Why take on this extra complexity? It’s the classic case in software engineering of trading one type of complexity for another. Monolithic architecture is more straightforward when the business requirements are reasonably predictable and well-understood. However, when the business requirements are essentially unpredictable and nebulous (to the point where it’s not clear what programming languages or frameworks might be the right tool for the job), microservices start making a lot more sense.
When I worked on the project where my team owned fifty-plus microservices, our situation was such that the downsides of microservices were mitigated and the opportunity for using the strengths of microservices was very present.
The project was to analyze customer behavior to detect fraud.
This is a highly nebulous requirement: When you start off, you don’t know what fraud looks like or how to detect it yet. So you brainstorm and come up with ideas. Then you start catching some of the fraudsters. But as you catch them, they realize that you’re on to them, so they change their behavior, and you’re back at square one, trying to figure out new ways to detect and catch them.
That’s the opportunity for taking advantage of the strengths of microservices. For mitigating the weakness, our services don’t have to produce their responses in real-time. It’s okay if we detect the fraudulent behavior 24 hours or even a week after it has occurred (though obviously, the sooner, the better). However, this approach would not work for a CRUD app where a user clicks on a button and expects a response page within 200 milliseconds.
This relaxing of response-time requirements means that all communication between our services can be asynchronous. In a synchronous design, if service A calls service B, then service A has to handle all the above-mentioned problems. However, in our asynchronous design, service A can simply place work items in a queue that service B pulls from and works on at its own pace. If you use a reputable cloud-hosted queue service like Amazon SQS, you can assume that it’ll “just work”. So, the only problem service A really needs to worry about is the network being down.
In fact, the way we architectured our collection of microservices was to put every service behind an SQS queue, which itself was behind an SNS topic. Our upstream dependency would publish events to one of our SNS topics, modeling customer behavior. For example, they might publish an event every time a customer buys something to one topic, every time the customer returns an item to another topic, and so on.
We might theorize that perhaps running customer purchases through an Apache Spark map-reduce system written in Scala would help us catch fraud. So we would spin up such a service, with its own SQS queue subscribed to the “customer purchases” SNS topic. Then, as events come in, our microservice runs, does its analysis, and then emits its results to another SNS topic.
If it turns out that this wasn’t an effective way to catch fraud (or if it used to be a good way, but then the fraudsters adapted their behavior, and now it is no longer a good way), that’s no problem. We can simply spin down the service, delete the SNS-to-SQS subscription, and reduce our ongoing costs to zero.
If we come up with an alternate theory, perhaps using some Python ML library, we can spin up a new service for that too.

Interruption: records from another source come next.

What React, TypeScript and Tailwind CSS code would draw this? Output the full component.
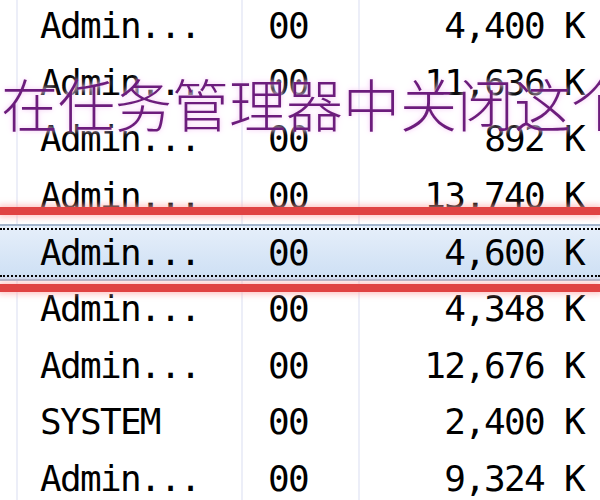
const rows = [
  { name: "Admin...", cpu: "00", mem: "4,400 K" },
  { name: "Admin...", cpu: "00", mem: "11,636 K" },
  { name: "Admin...", cpu: "00", mem: "892 K" },
  { name: "Admin...", cpu: "00", mem: "13,740 K" },
  { name: "Admin...", cpu: "00", mem: "4,600 K", selected: true },
  { name: "Admin...", cpu: "00", mem: "4,348 K" },
  { name: "Admin...", cpu: "00", mem: "12,676 K" },
  { name: "SYSTEM", cpu: "00", mem: "2,400 K" },
  { name: "Admin...", cpu: "00", mem: "9,324 K" },
];

const mono = "font-['DejaVu_Sans_Mono','Liberation_Mono',monospace] text-[36px] tracking-[-1.7px] leading-none text-black";

const App = () => {
  return (
    <div className="relative w-[600px] h-[500px] overflow-hidden bg-white">
      <div className="-mt-[2px]">
        {rows.map((r, i) =>
          r.selected ? (
            <div key={i} className="h-[56.6px] border-y-2 border-[#a3b5cc] bg-gradient-to-b from-[#e6effa] to-[#cddff4] py-[2px]">
              <div className="h-full grid grid-cols-[18px_225px_117px_1fr] items-center border-y-2 border-dotted border-black">
                <div />
                <div className={`pl-[22px] ${mono}`}>{r.name}</div>
                <div className={`pl-[25px] ${mono}`}>{r.cpu}</div>
                <div className={`text-right pr-[16px] ${mono}`}>{r.mem}</div>
              </div>
            </div>
          ) : (
            <div key={i} className="h-[56.6px] grid grid-cols-[18px_225px_117px_1fr] items-stretch">
              <div className="border-r-2 border-[#eceef8]" />
              <div className={`flex items-center pl-[22px] border-r-2 border-[#eceef8] ${mono}`}>{r.name}</div>
              <div className={`flex items-center pl-[25px] border-r-2 border-[#eceef8] ${mono}`}>{r.cpu}</div>
              <div className={`flex items-center justify-end pr-[16px] ${mono}`}>{r.mem}</div>
            </div>
          )
        )}
      </div>

      {/* red annotation lines */}
      <div className="absolute left-0 right-0 top-[207px] h-[8px] bg-[#e04343] shadow-[0_0_6px_2px_rgba(255,170,170,0.7)]" />
      <div className="absolute left-0 right-0 top-[284px] h-[8px] bg-[#e04343] shadow-[0_0_6px_2px_rgba(255,170,170,0.7)]" />

      {/* purple caption */}
      <div className="absolute left-[1px] top-[74px] whitespace-nowrap font-['Noto_Sans_CJK_SC',sans-serif] font-light text-[57px] leading-none text-[#6c1c7c] [text-shadow:0_0_4px_#f6d2f6,0_0_8px_#fbe6fb]">
        在任务管理器中关闭这个
      </div>
    </div>
  );
};

export default App;
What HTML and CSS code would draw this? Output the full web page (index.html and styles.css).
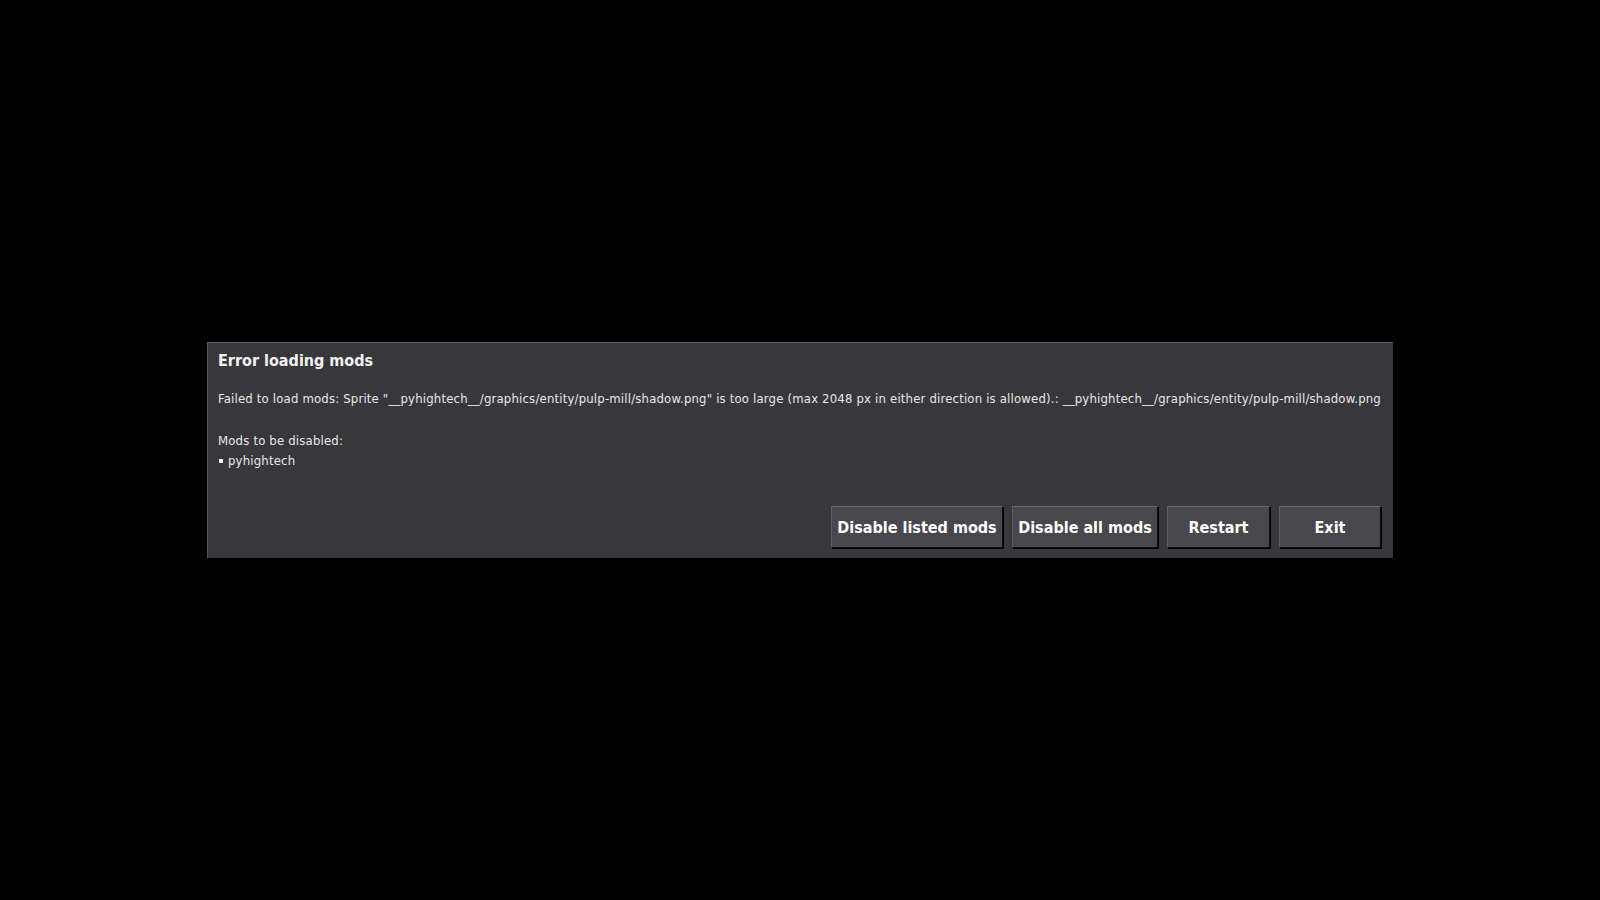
FILE: index.html
```html
<!DOCTYPE html>
<html lang="en">
<head>
    <meta charset="UTF-8">
    <title>Error loading mods</title>
    <link rel="stylesheet" href="styles.css">
</head>
<body>
    <div class="dialog">
        <h1 class="dialog-title">Error loading mods</h1>
        <div class="dialog-body">
            <p class="message">Failed to load mods: Sprite "__pyhightech__/graphics/entity/pulp-mill/shadow.png" is too large (max 2048 px in either direction is allowed).: __pyhightech__/graphics/entity/pulp-mill/shadow.png</p>
            <p class="list-title">Mods to be disabled:</p>
            <ul class="mod-list">
                <li>pyhightech</li>
            </ul>
        </div>
        <div class="buttons">
            <button class="btn btn-listed">Disable listed mods</button>
            <button class="btn btn-all">Disable all mods</button>
            <button class="btn btn-restart">Restart</button>
            <button class="btn btn-exit">Exit</button>
        </div>
    </div>
</body>
</html>
```

FILE: styles.css
```css
body, html {
    margin: 0;
    padding: 0;
    background: #000;
    height: 100vh;
    font-family: "DejaVu Sans Condensed", "DejaVu Sans", sans-serif;
    color: #fff;
}

body {
    display: flex;
    align-items: center;
    justify-content: center;
}

.dialog {
    width: 1186px;
    height: 216px;
    box-sizing: border-box;
    background: #38373c;
    border-top: 1px solid #5e5d61;
    border-left: 1px solid #58575b;
    padding: 6px 12px 10px 10px;
    display: flex;
    flex-direction: column;
}

.dialog-title {
    margin: 0;
    font-size: 16px;
    line-height: 24px;
    font-weight: bold;
    color: #f2f2f2;
}

.dialog-body {
    flex: 1;
    padding-top: 16px;
    font-size: 13px;
    line-height: 20px;
    letter-spacing: 0.18px;
    color: #e8e8e8;
}

.message {
    margin: 0 0 22px 0;
    white-space: nowrap;
}

.list-title {
    margin: 0;
}

.mod-list {
    margin: 0;
    padding: 0;
    list-style: none;
}

.mod-list li::before {
    content: "";
    display: inline-block;
    width: 4px;
    height: 4px;
    background: #fff;
    margin: 0 5px 2px 1px;
    vertical-align: middle;
}

.buttons {
    display: flex;
    justify-content: flex-end;
    gap: 9px;
}

.btn {
    height: 42px;
    box-sizing: border-box;
    background: #48474c;
    border: 1px solid #0d0d0e;
    border-top-color: #6a696d;
    border-left-color: #5c5b5f;
    box-shadow: 1px 1px 0 #000;
    color: #fff;
    font-family: inherit;
    font-size: 16px;
    font-weight: bold;
    white-space: nowrap;
    padding: 0;
}

.btn-listed {
    width: 172px;
}

.btn-all {
    width: 146px;
}

.btn-restart {
    width: 103px;
}

.btn-exit {
    width: 102px;
}
```
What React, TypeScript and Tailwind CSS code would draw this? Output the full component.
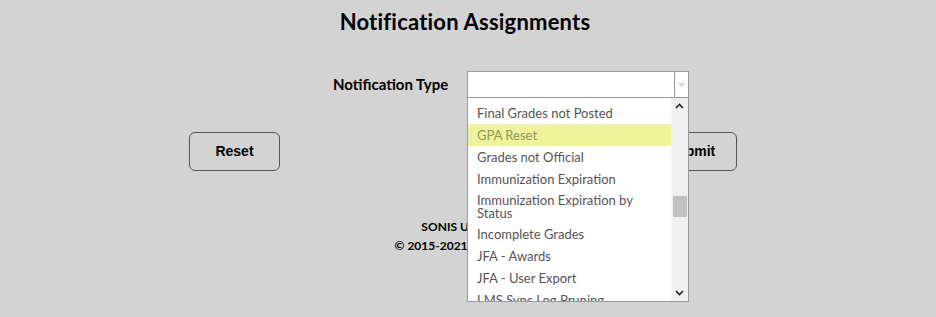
import React from "react";

const items: { label: string; hl?: boolean; two?: boolean }[] = [
  { label: "Final Grades not Posted" },
  { label: "GPA Reset", hl: true },
  { label: "Grades not Official" },
  { label: "Immunization Expiration" },
  { label: "Immunization Expiration by Status", two: true },
  { label: "Incomplete Grades" },
  { label: "JFA - Awards" },
  { label: "JFA - User Export" },
  { label: "LMS Sync Log Pruning" },
];

export default function App() {
  return (
    <div
      className="w-[936px] h-[317px] bg-[#d3d3d3] overflow-hidden relative"
      style={{ fontFamily: "Lato, 'Open Sans', sans-serif" }}
    >
      <div className="flex flex-col items-center">
        <h1 className="mt-[8px] ml-[-6px] text-[22px] tracking-[0.2px] leading-[28px] font-bold text-black">
          Notification Assignments
        </h1>
        <div className="mt-[35px] self-stretch flex items-center pl-[333px]">
          <span className="text-[15px] font-bold text-black w-[134px]">Notification Type</span>
          <div className="relative w-[222px] h-[27px] bg-white border border-[#9a9a9a] flex justify-end">
            <div className="w-[14px] h-full border-l border-[#9a9a9a] flex items-center justify-center">
              <svg width="7" height="5" viewBox="0 0 7 5">
                <path d="M1 1 L3.5 3.5 L6 1" stroke="#aaa" strokeWidth="1" fill="none" />
              </svg>
            </div>
            <div className="absolute left-[-1px] top-[25px] w-[222px] h-[205px] bg-white border border-[#9a9a9a] flex z-10">
              <div className="flex-1 overflow-hidden pt-[4px]">
                {items.map((it) => (
                  <div
                    key={it.label}
                    className={
                      "pl-[9px] pr-[6px] text-[13px] " +
                      (it.hl
                        ? "bg-[#eef39c] text-[#8b9a58] h-[22px] leading-[22px]"
                        : it.two
                        ? "text-[#555] h-[33px] leading-[13px] pt-[4px]"
                        : "text-[#555] h-[22px] leading-[22px]")
                    }
                  >
                    {it.label}
                  </div>
                ))}
              </div>
              <div className="w-[17px] bg-[#f0f0f0] flex flex-col items-center">
                <svg width="9" height="6" viewBox="0 0 9 6" className="mt-[5px]">
                  <path d="M1 5 L4.5 1.5 L8 5" stroke="#222" strokeWidth="1.6" fill="none" />
                </svg>
                <div className="mt-[87px] w-[14px] h-[21px] bg-[#c1c1c1]" />
                <div className="flex-1" />
                <svg width="9" height="6" viewBox="0 0 9 6" className="mb-[5px]">
                  <path d="M1 1 L4.5 4.5 L8 1" stroke="#222" strokeWidth="1.6" fill="none" />
                </svg>
              </div>
            </div>
          </div>
        </div>
        <div
          className="mt-[34px] flex gap-[366px] ml-[-10px]"
          style={{ fontFamily: "'Liberation Sans', Arial, sans-serif" }}
        >
          <button className="w-[91px] h-[39px] border border-[#555] rounded-[6px] text-[14px] font-bold text-black">
            Reset
          </button>
          <button className="w-[91px] h-[39px] border border-[#555] rounded-[6px] text-[14px] font-bold text-black">
            Submit
          </button>
        </div>
        <div className="mt-[46px] text-[12px] font-bold text-black text-center leading-[19px]">
          <div>SONIS University</div>
          <div>© 2015-2021 Jenzabar, Inc.</div>
        </div>
      </div>
    </div>
  );
}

This is where we’re really taking advantage of the strengths of microservice: Because each service is entirely independent, they can each use precisely the right set of libraries and programming languages for the task at hand. In contrast, combining Java, Kotlin, Scala, Python, Rust, etc., within the same monolithic service would be a mess.
This is also where that idea comes from, where “spinning up a new service” becomes the default tool we reach for, instead of modifying existing services.

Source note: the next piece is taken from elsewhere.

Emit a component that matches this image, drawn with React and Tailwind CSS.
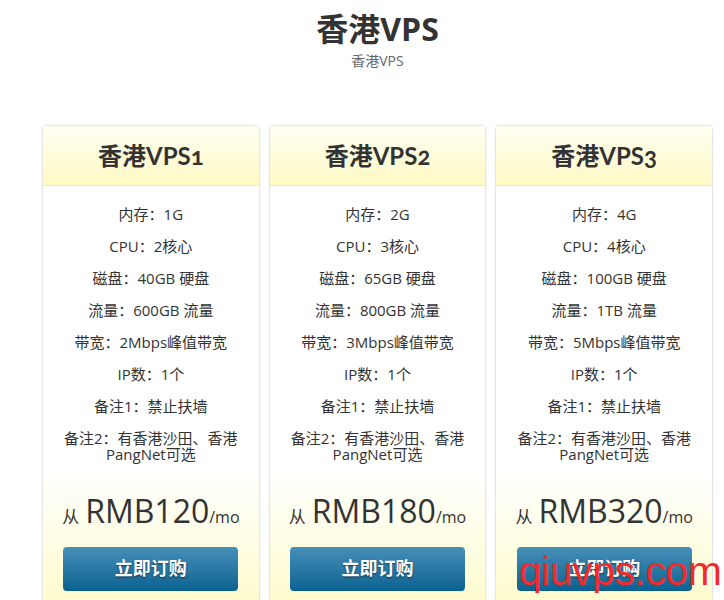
import React from 'react';

const plans = [
  {
    name: '香港VPS',
    num: '1',
    specs: ['内存：1G', 'CPU：2核心', '磁盘：40GB 硬盘', '流量：600GB 流量', '带宽：2Mbps峰值带宽', 'IP数：1个', '备注1：禁止扶墙'],
    price: 'RMB120',
  },
  {
    name: '香港VPS',
    num: '2',
    specs: ['内存：2G', 'CPU：3核心', '磁盘：65GB 硬盘', '流量：800GB 流量', '带宽：3Mbps峰值带宽', 'IP数：1个', '备注1：禁止扶墙'],
    price: 'RMB180',
  },
  {
    name: '香港VPS',
    num: '3',
    specs: ['内存：4G', 'CPU：4核心', '磁盘：100GB 硬盘', '流量：1TB 流量', '带宽：5Mbps峰值带宽', 'IP数：1个', '备注1：禁止扶墙'],
    price: 'RMB320',
  },
];

const PlanCard = ({ plan }) => (
  <div className="flex w-[218px] flex-col overflow-hidden rounded-t-[4px] border border-[#e6e6e6] bg-white shadow-[0_0_3px_rgba(0,0,0,0.06)]">
    <div className="flex h-[60px] items-center justify-center border-b border-[#f3eba0] bg-gradient-to-b from-[#fffff2] to-[#fff9c4]">
      <h3 className="font-['Lato','Noto_Sans_CJK_SC',sans-serif] text-[24px] font-bold text-[#333] [font-variant-numeric:oldstyle-nums]">
        {plan.name}
        {plan.num}
      </h3>
    </div>

    <div className="pt-[12px] text-center text-[15px] leading-4 text-[#333]">
      {plan.specs.map((spec) => (
        <p key={spec} className="py-2">
          {spec}
        </p>
      ))}
      <p className="px-2 py-2">
        备注2：有香港沙田、香港
        <br />
        PangNet可选
      </p>
    </div>

    <div className="flex flex-1 flex-col items-center bg-gradient-to-b from-white to-[#fffbc6] pb-[30px] pt-[26px]">
      <div className="flex items-baseline text-[#333]">
        <span className="text-[17px]">从</span>
        <span className="ml-[6px] text-[32px] leading-[30px]">{plan.price}</span>
        <span className="text-[16px]">/mo</span>
      </div>
      <button
        type="button"
        className="mt-[17px] h-[44px] w-[175px] rounded-[4px] bg-gradient-to-b from-[#4590b9] to-[#066290] text-[18px] font-bold text-white [text-shadow:0_1px_2px_rgba(0,0,0,0.55)]"
      >
        立即订购
      </button>
    </div>
  </div>
);

const App = () => {
  return (
    <div className="relative h-[600px] w-[724px] overflow-hidden bg-white font-['Open_Sans','Noto_Sans_CJK_SC',sans-serif]">
      <div className="ml-[42px] w-[671px]">
        <div className="pt-[9px] text-center">
          <h1 className="text-[32px] font-bold leading-[40px] text-[#333]">香港VPS</h1>
          <p className="mt-[2px] text-[14px] leading-5 text-[#666]">香港VPS</p>
        </div>

        <div className="mt-[54px] flex gap-[9px]">
          {plans.map((plan) => (
            <PlanCard key={plan.num} plan={plan} />
          ))}
        </div>
      </div>

      <span className="absolute left-[519px] top-[548px] font-['Liberation_Sans',sans-serif] text-[41px] leading-[46px] tracking-[-0.5px] text-[#f42a2a]">
        qiuvps.com
      </span>
    </div>
  );
};

export default App;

In addition to our “analysis” services, we also had reporting services. I mentioned that the analysis services would publish their output to an SNS topic. The reporting services would subscribe to those “result” topics, aggregate them, and have an embedded HTTP server that our internal review team could use to view the activity we’ve flagged as probably fraudulent. For our newly developed analysis strategies, we’d have humans review each case and decide what action to take in response. As the analysis matured and our confidence in it grew, we’d gradually move towards automating more of that, so that we’d be able to focus more human-review time on the yet-newer analysis strategies we’ve developed since then.
This is a particular situation, though, which is why for many of the other projects I’ve worked on, monolithic architecture (possibly involving multiple small but still monolithic services) makes a lot more sense. For example, you can often just decide on a single web framework in a specific programming language and expect the entire project to be implemented in that framework. Requirements change in every project, but they usually don’t change so significantly that it’d make sense to scrap an entire service. And many projects involve live user interaction where a user clicks a button and expects an immediate response. In those situations, I would generally recommend a monolithic architecture over a microservice one.